Le calendrier ne doit rien au hasard. En pleine crise du pouvoir d'achat et alors qu'une nouvelle mandature commence, la proposition de loi communiste présentée mardi en vue d'une « Sécurité sociale solidaire, avec la suppression des barrières financières d'accès aux soins et le remboursement intégral des dépenses de santé » se veut un « un appel à revisiter les choses », résume sobrement la sénatrice communiste du Val-de-Marne, Laurence Cohen.
Cette proposition de loi (PPL) vise « une prise en charge à 100 % des dépenses de santé » par l'Assurance-maladie et, au passage, la fin des dépassements d'honoraires et des franchises médicales. Portée par les sénateurs du groupe communiste, républicain, citoyen et écologiste (CRCE), cette réforme « choc », qui n'a guère de chance de voir le jour, entend au moins « ouvrir le débat » sur un système de santé en très grande difficulté.
Déjà médiatisé par le candidat communiste à la présidentielle Fabien Roussel, le « 100 % Sécu » fait partie des mesures portées par la coalition de gauche (Nupes). Les sénateurs du groupe CRCE souhaitent ainsi « renforcer » la Sécu, dans un contexte sanitaire qui « a révélé les difficultés de notre système de santé et en même temps une grande résistance de notre protection sociale », explique Laurence Cohen.
Renoncement aux soins
La proposition de loi décline en plusieurs articles un projet de Sécu « rénovée du XXIe siècle » : la prise en charge à 100 % par la Sécu de « tout acte prescrit » ; la suppression des dépassements d'honoraires ; l'abrogation des franchises médicales, du forfait hospitalier, du forfait patient urgences (FPU) et du ticket modérateur.

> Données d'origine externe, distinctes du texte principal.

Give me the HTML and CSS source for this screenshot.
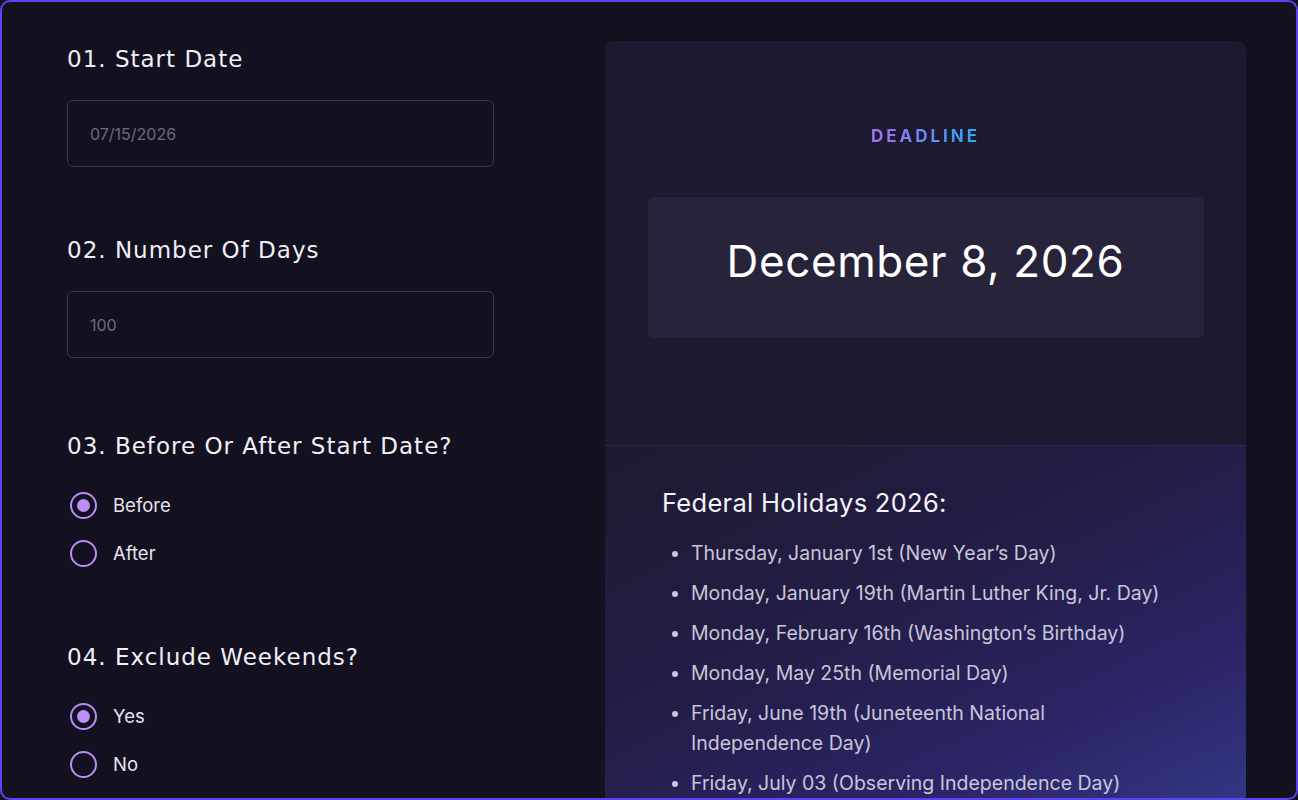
FILE: index.html
```html
<!DOCTYPE html>
<html lang="en">
<head>
<meta charset="utf-8">
<title>Deadline Calculator</title>
<link rel="stylesheet" href="styles.css">
</head>
<body>
<div class="frame">
  <form class="form">
    <section class="field">
      <h2 class="q">01. Start Date</h2>
      <div class="input">07/15/2026</div>
    </section>
    <section class="field f2">
      <h2 class="q">02. Number Of Days</h2>
      <div class="input">100</div>
    </section>
    <section class="field f3">
      <h2 class="q">03. Before Or After Start Date?</h2>
      <div class="radios">
        <div class="radio"><span class="dot on"></span><span class="lbl">Before</span></div>
        <div class="radio"><span class="dot"></span><span class="lbl">After</span></div>
      </div>
    </section>
    <section class="field f4">
      <h2 class="q">04. Exclude Weekends?</h2>
      <div class="radios">
        <div class="radio"><span class="dot on"></span><span class="lbl">Yes</span></div>
        <div class="radio"><span class="dot"></span><span class="lbl">No</span></div>
      </div>
    </section>
  </form>
  <aside class="card">
    <div class="result">
      <div class="label">DEADLINE</div>
      <div class="datebox">December 8, 2026</div>
    </div>
    <div class="holidays">
      <h3 class="htitle">Federal Holidays 2026:</h3>
      <ul class="list">
        <li>Thursday, January 1st (New Year’s Day)</li>
        <li>Monday, January 19th (Martin Luther King, Jr. Day)</li>
        <li>Monday, February 16th (Washington’s Birthday)</li>
        <li>Monday, May 25th (Memorial Day)</li>
        <li>Friday, June 19th (Juneteenth National Independence Day)</li>
        <li>Friday, July 03 (Observing Independence Day)</li>
      </ul>
    </div>
  </aside>
</div>
</body>
</html>
```
FILE: styles.css
```css
* { box-sizing: border-box; }
html, body { margin: 0; padding: 0; background: #13111f; }
body { font-family: Inter, "Noto Sans", sans-serif; }
.frame {
  width: 1298px;
  height: 800px;
  border: 2px solid #5b43f2;
  border-radius: 10px;
  background: #13111f;
  overflow: hidden;
  display: flex;
  align-items: flex-start;
}
.form {
  width: 603px;
  padding: 43px 0 0 65px;
  flex: none;
}
.field { width: 427px; }
.q {
  margin: 0;
  font-family: "DejaVu Sans", Inter, sans-serif;
  font-weight: 400;
  font-size: 23px;
  line-height: 28px;
  letter-spacing: 1px;
  color: #f1eff6;
  white-space: nowrap;
}
.input {
  margin-top: 27px;
  height: 67px;
  border: 1px solid #3a3651;
  border-radius: 6px;
  padding: 0 22px;
  display: flex;
  align-items: center;
  font-size: 16px;
  color: #6d6982;
}
.f2 { margin-top: 69px; }
.f3 { margin-top: 74px; }
.f4 { margin-top: 72px; }
.radios {
  margin-top: 27px;
  display: flex;
  flex-direction: column;
  gap: 12px;
}
.radio {
  height: 36px;
  display: flex;
  align-items: center;
  gap: 16px;
  padding-left: 3px;
}
.dot {
  width: 27px;
  height: 27px;
  border: 2px solid #b98cf6;
  border-radius: 50%;
  display: flex;
  align-items: center;
  justify-content: center;
  flex: none;
}
.dot.on::after {
  content: "";
  width: 13px;
  height: 13px;
  border-radius: 50%;
  background: #bc8ef7;
}
.lbl { font-size: 18.5px; color: #e6e3ee; }
.card {
  width: 641px;
  margin-top: 39px;
  border-radius: 8px 8px 0 0;
  overflow: hidden;
  flex: none;
}
.result {
  height: 405px;
  background: #1d1a2f;
  border-bottom: 1px solid #2e2a44;
  padding: 82px 42px 0;
  display: flex;
  flex-direction: column;
  align-items: center;
}
.label {
  font-size: 17px;
  font-weight: 700;
  letter-spacing: 3px;
  line-height: 26px;
  background: linear-gradient(90deg, #a66df5, #2aa9f1);
  -webkit-background-clip: text;
  background-clip: text;
  color: transparent;
}
.datebox {
  margin-top: 48px;
  width: 556px;
  height: 141px;
  background: #27233b;
  border-radius: 6px;
  display: flex;
  align-items: center;
  justify-content: center;
  font-size: 44px;
  letter-spacing: 0.6px;
  color: #ffffff;
  padding-bottom: 14px;
}
.holidays {
  height: 400px;
  padding: 42px 76px 0 57px;
  background: linear-gradient(155deg, #1d1a31 0%, #221d45 40%, #2a2465 70%, #353b8c 100%);
}
.htitle {
  margin: 0;
  font-size: 25.5px;
  font-weight: 400;
  line-height: 30px;
  letter-spacing: 0.3px;
  color: #f5f3fa;
}
.list {
  margin: 20px 0 0;
  padding-left: 29px;
  color: #c9c5da;
  font-size: 19.5px;
  line-height: 30px;
}
.list li { margin-bottom: 10px; }
.list li::marker { color: #c9c5da; }
```
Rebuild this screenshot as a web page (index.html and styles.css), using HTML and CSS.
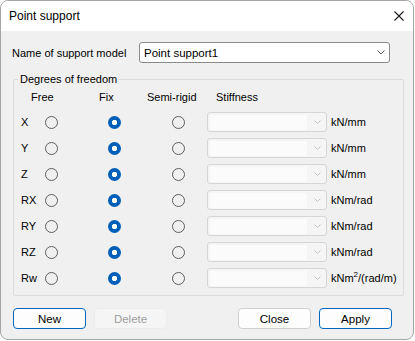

« Les dépassements d'honoraires constituent une cause de renoncement aux soins pour nombre de nos concitoyennes et concitoyens, alors même qu'en 2020, 67 % des spécialistes se sont installés en secteur II, déplorent les sénateurs dans leur argumentaire. Les dépassements d'honoraires n'ont jamais été aussi élevés qu'en 2021 avec près de 3,5 milliards euros déboursés par les assurés sociaux ».
Le texte propose également que l’aide médicale d'État (AME), qui bénéfice aux étrangers en situation irrégulière, soit complètement intégrée au régime général obligatoire d'Assurance-maladie.
Le levier des cotisations patronales
De surcroît, avec cette réforme visant un remboursement Sécu intégral, les activités des mutuelles complémentaires seraient réorientées vers la « prévention et la promotion de la santé », le développement de centres de santé ou encore la gestion des établissements médico-sociaux.
Un tel chantier coûterait jusqu'à 24,5 milliards d'euros par an aux finances publiques, sur la base de données du Haut Conseil pour l'avenir de l'Assurance-maladie (Hcaam), précise Laurence Cohen. Les sénateurs proposent de financer cette réforme « via le rétablissement des cotisations patronales à la branche maladie ». « De nouvelles recettes » qui, pour les sénateurs, passent par « le rétablissement de 6 points » de cotisations patronales exonérées au titre du CICE (crédit d'impôt compétitivité et emploi), permettant « de dégager 22 milliards d'euros ».
Gisement d'économies ?
Mais les parlementaires font valoir également que ce « 100 % Sécu » pourrait procurer des économies « directes ou indirectes », comme la disparition des aides à l'acquisition des complémentaires santé et l'amélioration des soins « en amont » qui éviterait des pathologies aggravées donc plus coûteuses.
Pour Laurence Cohen, ce texte, véritable marqueur de gauche, fait partie des propositions de loi « prioritaires » du groupe. En l'absence de visibilité sur le calendrier parlementaire, son inscription à l'ordre du jour du Sénat, dans le cadre d'une « niche » réservée au CRCE, reste pour l'instant en suspens.